The fall of the Berlin Wall marked its beginning, and the claimed North Korean nuclear test marks its end. Between them was the era of partial credit. American presidents could claim that they did their best to solve enormous problems and should get credit for trying regardless of having failed abjectly. They did this to the accompaniment of the UN, diplomats in the role of French Olympic ice skating judges, awarding or deducting style points. President Bush has to disarm North Korea's nascent nuclear arsenal. There will be no credit given for nice tries: only results count. And Iran is watching.

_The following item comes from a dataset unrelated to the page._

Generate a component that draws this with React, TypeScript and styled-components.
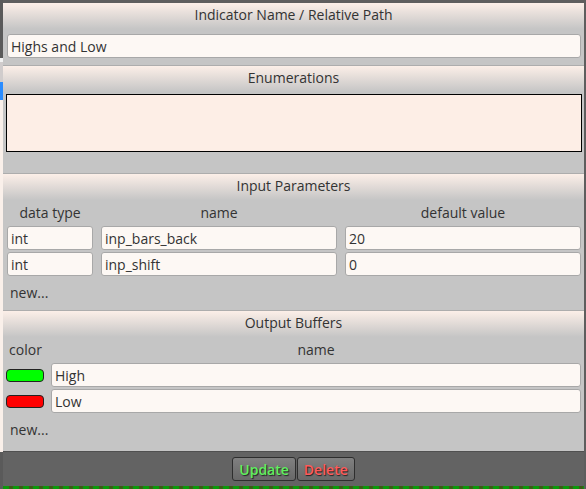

President Bush has a number of options to pursue, each of which could solve the North Korean nuclear problem. One of them isn't the UN. China is already playing its UN card well, agreeing that sanctions should be imposed but objecting to any sanctions that aren't limited to those that affect only North Korea's nuclear weapons and ballistic missile programs. By ruling out tough economic sanctions - such as a global blockade of North Korean financial transactions - China means to prevent the UN from imposing any sanctions that will force North Korea to change its behavior. The UN cannot and will not deal effectively with North Korea just like it could not and did not deal with Saddam and cannot and will not deal with Iran. China, Russia and France make that certain. If the president remains stuck in the UN, he will fail in disarming the North Korean nuclear arsenal.